_Given task:_
Which lines hold the string "index"? Copy every one of them.

_Material:_
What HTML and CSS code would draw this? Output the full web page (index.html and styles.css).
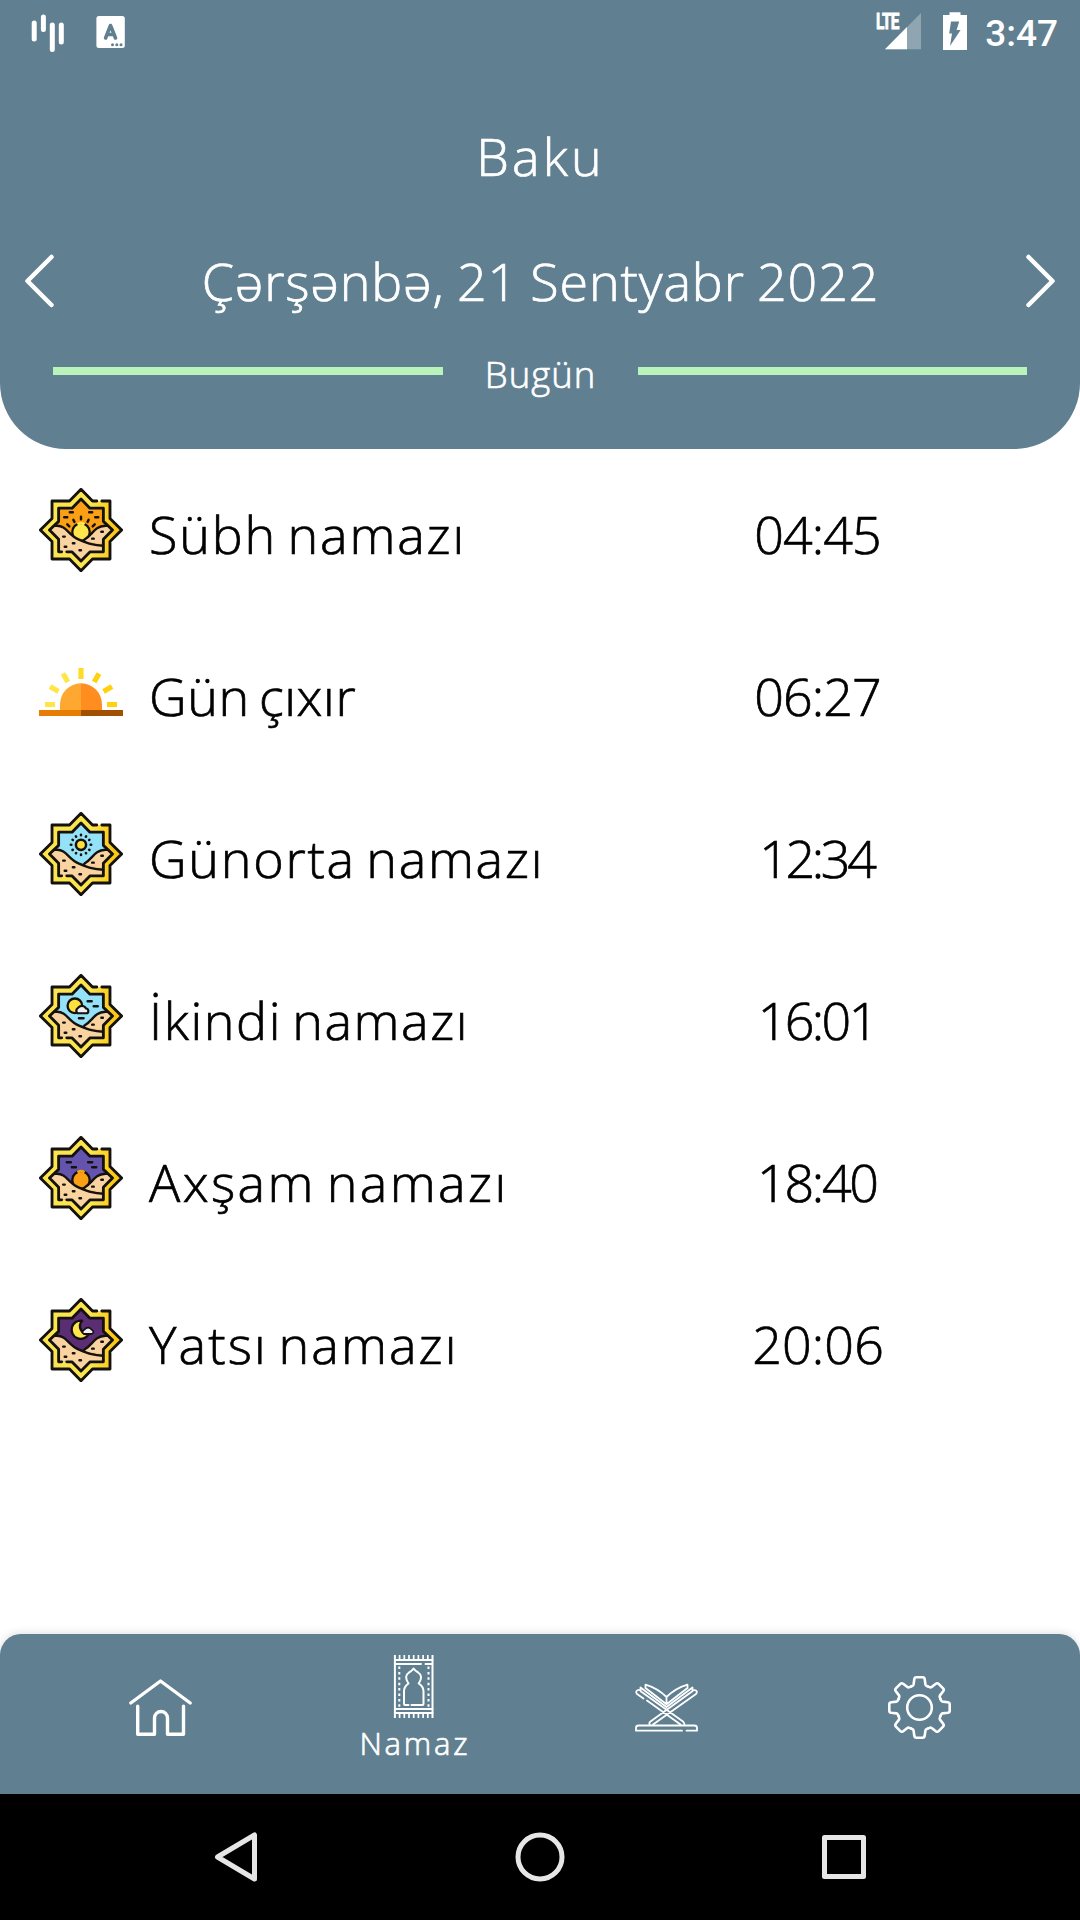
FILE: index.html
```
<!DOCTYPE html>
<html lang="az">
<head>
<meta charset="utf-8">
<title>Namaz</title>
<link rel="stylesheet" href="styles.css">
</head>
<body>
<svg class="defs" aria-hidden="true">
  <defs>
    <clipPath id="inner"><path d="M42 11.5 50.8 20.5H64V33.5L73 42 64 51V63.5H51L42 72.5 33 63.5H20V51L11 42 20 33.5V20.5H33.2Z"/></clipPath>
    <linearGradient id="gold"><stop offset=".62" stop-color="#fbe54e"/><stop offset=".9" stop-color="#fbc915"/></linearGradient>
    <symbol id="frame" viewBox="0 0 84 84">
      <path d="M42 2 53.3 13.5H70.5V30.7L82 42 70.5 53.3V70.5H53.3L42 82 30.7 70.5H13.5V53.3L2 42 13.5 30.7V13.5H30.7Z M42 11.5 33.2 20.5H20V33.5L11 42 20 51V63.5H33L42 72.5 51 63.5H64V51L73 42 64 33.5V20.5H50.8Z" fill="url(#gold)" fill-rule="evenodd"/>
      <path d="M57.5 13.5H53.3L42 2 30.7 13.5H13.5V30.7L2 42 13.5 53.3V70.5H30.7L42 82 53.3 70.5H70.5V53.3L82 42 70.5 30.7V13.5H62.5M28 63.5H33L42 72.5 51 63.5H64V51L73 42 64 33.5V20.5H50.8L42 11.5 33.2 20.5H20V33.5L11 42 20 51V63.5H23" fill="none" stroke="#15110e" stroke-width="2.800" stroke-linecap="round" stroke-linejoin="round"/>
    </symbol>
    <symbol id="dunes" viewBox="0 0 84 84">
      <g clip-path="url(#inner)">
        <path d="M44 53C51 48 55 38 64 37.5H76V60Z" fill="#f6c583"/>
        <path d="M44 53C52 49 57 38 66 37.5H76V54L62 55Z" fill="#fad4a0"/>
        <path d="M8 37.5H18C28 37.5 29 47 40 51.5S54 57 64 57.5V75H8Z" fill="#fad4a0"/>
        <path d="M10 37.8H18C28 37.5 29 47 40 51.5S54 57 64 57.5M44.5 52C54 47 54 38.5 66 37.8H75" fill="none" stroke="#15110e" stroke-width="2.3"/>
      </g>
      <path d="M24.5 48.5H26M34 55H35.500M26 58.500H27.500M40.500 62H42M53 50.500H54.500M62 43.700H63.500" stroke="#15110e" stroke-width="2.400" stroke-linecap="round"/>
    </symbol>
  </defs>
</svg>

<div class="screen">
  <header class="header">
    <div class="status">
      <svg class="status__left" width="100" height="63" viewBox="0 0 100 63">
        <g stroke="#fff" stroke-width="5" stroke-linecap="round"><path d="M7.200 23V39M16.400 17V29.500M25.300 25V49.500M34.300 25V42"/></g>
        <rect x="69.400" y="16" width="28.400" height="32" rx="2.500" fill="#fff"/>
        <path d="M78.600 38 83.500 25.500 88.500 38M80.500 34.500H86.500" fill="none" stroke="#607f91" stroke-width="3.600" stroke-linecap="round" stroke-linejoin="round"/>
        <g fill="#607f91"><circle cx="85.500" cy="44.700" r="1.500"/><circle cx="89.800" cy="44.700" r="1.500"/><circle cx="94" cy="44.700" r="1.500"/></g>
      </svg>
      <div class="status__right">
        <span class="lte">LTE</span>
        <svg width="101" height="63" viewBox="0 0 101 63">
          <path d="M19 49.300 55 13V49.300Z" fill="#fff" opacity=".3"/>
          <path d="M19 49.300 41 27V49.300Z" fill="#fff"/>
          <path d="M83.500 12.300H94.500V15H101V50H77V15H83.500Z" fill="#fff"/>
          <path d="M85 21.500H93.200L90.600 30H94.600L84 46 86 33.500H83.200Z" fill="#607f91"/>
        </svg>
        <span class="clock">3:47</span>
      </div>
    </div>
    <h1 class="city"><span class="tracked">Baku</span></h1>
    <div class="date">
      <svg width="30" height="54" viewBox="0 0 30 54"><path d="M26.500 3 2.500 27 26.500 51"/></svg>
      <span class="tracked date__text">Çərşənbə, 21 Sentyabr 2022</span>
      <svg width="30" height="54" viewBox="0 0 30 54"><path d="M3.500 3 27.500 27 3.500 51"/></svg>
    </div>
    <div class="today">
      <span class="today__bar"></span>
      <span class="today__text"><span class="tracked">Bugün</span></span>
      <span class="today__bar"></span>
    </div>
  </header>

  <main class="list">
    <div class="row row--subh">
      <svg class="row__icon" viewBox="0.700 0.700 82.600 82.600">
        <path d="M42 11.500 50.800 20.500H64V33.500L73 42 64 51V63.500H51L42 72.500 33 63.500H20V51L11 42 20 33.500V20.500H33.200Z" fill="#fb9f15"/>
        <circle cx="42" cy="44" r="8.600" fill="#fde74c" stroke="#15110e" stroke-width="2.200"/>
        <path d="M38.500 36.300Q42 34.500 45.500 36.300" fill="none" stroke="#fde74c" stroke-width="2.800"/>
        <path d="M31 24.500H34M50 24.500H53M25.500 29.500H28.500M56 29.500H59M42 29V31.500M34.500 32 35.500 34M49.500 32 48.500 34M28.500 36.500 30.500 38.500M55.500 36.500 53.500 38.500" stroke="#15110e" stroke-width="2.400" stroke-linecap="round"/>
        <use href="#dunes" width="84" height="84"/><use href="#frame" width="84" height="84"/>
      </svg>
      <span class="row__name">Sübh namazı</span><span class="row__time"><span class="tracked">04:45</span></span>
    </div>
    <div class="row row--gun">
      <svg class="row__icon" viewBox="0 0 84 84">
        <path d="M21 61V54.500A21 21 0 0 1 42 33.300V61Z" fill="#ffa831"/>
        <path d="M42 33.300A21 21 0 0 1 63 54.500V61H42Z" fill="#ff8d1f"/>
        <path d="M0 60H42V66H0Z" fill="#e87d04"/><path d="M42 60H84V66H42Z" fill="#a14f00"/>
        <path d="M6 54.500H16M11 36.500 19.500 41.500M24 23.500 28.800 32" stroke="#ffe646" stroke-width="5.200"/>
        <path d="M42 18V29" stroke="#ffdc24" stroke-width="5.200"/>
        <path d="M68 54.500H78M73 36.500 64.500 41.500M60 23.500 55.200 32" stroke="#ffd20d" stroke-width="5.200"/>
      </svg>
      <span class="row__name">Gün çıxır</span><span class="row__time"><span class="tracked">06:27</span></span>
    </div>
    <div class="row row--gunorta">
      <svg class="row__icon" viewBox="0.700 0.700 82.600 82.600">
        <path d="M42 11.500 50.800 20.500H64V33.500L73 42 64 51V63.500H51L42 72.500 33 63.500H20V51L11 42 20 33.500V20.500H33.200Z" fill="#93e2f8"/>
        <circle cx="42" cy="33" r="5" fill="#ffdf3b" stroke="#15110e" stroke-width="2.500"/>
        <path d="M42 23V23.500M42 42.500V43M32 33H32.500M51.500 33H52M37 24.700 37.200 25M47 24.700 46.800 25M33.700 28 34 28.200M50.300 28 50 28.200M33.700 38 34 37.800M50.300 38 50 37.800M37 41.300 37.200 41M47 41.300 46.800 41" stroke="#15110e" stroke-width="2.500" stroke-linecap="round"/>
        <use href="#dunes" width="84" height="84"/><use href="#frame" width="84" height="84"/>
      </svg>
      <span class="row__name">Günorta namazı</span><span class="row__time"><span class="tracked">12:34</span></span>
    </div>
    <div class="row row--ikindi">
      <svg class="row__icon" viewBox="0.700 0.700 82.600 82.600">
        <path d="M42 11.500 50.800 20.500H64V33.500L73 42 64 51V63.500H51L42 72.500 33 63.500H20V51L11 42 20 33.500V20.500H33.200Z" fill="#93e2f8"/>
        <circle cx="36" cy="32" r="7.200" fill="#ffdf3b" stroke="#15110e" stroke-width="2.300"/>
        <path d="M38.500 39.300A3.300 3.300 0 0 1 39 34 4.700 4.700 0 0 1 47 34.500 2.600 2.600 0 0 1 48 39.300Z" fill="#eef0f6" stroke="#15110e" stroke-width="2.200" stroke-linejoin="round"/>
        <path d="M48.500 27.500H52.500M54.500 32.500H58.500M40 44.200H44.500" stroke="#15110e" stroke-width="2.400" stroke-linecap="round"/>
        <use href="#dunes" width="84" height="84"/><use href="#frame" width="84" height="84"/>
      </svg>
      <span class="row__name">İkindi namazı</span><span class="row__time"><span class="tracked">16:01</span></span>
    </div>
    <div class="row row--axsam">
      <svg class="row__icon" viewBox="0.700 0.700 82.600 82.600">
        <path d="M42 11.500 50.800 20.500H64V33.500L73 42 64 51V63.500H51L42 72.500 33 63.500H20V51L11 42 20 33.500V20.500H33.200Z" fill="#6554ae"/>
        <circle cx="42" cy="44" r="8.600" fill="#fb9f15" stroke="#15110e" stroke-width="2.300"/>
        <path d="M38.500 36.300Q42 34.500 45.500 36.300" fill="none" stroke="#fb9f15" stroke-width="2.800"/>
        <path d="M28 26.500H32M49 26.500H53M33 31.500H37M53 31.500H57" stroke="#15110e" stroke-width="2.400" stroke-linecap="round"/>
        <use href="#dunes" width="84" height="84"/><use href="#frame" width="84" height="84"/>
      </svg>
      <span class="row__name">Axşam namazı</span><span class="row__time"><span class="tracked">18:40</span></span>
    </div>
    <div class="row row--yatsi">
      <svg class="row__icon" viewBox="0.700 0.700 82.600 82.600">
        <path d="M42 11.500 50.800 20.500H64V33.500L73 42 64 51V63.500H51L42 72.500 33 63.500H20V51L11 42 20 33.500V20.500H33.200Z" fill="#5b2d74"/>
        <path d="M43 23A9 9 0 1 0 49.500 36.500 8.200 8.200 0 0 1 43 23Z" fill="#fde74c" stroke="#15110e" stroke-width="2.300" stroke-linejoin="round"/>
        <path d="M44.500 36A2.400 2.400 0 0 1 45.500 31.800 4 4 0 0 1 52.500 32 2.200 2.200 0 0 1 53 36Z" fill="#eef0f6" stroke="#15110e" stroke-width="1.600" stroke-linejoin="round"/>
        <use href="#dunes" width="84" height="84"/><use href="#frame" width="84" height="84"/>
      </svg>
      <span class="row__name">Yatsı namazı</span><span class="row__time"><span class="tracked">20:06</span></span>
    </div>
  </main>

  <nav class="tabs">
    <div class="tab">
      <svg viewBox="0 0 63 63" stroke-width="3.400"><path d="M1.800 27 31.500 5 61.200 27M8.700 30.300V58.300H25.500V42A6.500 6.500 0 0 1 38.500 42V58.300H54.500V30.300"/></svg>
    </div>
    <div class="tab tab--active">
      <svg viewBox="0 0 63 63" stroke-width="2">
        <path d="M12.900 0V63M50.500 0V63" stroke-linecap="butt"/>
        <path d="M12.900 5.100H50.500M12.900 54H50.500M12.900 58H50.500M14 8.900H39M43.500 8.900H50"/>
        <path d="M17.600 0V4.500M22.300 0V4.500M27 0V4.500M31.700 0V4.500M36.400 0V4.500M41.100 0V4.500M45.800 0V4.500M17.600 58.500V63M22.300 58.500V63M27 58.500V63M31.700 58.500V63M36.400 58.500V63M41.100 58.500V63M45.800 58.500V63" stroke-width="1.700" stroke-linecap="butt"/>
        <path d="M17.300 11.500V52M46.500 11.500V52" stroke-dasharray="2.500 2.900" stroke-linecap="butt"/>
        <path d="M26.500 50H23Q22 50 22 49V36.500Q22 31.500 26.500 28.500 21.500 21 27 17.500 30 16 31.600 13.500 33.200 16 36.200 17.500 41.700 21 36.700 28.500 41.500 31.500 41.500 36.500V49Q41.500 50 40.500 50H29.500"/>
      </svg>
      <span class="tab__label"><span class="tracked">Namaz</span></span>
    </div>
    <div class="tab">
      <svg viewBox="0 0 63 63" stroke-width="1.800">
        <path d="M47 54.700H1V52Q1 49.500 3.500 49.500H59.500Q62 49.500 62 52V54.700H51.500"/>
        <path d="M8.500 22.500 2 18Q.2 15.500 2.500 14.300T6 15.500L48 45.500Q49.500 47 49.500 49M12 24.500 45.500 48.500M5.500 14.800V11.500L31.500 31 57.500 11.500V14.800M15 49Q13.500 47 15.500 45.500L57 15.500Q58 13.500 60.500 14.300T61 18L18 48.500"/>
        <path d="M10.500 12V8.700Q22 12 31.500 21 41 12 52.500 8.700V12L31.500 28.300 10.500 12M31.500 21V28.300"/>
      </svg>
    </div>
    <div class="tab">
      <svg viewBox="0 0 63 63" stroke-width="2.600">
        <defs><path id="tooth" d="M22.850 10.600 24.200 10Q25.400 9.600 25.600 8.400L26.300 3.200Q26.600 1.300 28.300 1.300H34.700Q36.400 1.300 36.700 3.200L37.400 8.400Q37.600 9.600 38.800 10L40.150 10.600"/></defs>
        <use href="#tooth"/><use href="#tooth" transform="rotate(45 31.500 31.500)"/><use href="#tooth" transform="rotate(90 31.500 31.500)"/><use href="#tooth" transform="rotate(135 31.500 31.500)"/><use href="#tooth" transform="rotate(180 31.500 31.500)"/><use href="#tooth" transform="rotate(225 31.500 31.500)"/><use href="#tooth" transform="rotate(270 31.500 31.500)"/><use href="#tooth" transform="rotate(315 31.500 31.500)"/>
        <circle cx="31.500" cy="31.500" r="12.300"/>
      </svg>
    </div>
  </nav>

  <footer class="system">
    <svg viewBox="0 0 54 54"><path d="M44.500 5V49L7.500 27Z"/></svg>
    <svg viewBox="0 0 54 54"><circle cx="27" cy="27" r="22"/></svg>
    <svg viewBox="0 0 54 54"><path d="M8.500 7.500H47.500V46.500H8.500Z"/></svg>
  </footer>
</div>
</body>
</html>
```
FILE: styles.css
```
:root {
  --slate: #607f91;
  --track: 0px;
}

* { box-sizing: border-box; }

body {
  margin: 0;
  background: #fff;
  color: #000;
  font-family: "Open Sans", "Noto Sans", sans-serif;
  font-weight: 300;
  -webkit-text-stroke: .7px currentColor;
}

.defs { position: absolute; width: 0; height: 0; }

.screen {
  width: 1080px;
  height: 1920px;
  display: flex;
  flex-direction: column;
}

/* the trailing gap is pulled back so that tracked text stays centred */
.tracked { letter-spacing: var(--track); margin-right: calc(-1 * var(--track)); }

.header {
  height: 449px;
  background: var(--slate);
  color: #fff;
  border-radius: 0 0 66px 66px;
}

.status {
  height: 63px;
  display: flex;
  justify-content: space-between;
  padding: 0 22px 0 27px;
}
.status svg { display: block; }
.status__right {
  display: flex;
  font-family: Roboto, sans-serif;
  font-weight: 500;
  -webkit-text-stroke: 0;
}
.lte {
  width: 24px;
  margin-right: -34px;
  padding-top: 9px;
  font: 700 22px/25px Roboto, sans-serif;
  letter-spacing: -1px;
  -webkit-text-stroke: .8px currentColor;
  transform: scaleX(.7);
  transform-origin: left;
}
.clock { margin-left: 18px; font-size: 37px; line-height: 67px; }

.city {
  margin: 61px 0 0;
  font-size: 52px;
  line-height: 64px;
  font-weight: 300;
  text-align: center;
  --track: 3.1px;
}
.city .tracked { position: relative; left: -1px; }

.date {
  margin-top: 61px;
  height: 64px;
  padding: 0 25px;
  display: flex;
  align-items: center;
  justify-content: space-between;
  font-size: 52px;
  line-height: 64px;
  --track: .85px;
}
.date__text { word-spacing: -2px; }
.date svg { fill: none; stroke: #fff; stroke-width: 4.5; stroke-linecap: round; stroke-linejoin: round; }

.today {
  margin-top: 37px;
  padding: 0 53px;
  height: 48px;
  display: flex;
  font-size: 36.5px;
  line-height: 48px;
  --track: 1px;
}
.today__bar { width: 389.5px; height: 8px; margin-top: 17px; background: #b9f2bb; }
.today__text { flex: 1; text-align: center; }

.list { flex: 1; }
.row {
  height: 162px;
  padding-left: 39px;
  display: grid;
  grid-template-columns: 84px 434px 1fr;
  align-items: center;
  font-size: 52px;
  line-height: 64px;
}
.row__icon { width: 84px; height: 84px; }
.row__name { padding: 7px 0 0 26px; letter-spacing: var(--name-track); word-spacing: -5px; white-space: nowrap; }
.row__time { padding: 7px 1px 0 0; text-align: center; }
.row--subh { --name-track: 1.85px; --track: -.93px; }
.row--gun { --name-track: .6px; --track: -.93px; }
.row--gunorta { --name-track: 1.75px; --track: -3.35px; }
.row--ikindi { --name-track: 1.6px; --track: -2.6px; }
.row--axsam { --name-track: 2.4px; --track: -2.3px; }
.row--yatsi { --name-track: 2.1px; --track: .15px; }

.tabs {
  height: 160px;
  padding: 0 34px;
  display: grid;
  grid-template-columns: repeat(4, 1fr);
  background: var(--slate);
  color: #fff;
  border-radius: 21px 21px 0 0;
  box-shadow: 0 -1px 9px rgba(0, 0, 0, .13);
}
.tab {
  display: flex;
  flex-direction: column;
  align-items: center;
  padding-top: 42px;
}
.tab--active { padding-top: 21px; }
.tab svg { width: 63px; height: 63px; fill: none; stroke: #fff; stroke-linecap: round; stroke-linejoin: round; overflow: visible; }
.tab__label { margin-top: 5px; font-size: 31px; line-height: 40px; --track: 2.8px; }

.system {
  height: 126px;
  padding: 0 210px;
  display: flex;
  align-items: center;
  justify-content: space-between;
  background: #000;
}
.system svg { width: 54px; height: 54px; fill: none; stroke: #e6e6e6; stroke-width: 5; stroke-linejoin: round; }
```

_Response below:_
What HTML and CSS code would draw this? Output the full web page (index.html and styles.css).
FILE: index.html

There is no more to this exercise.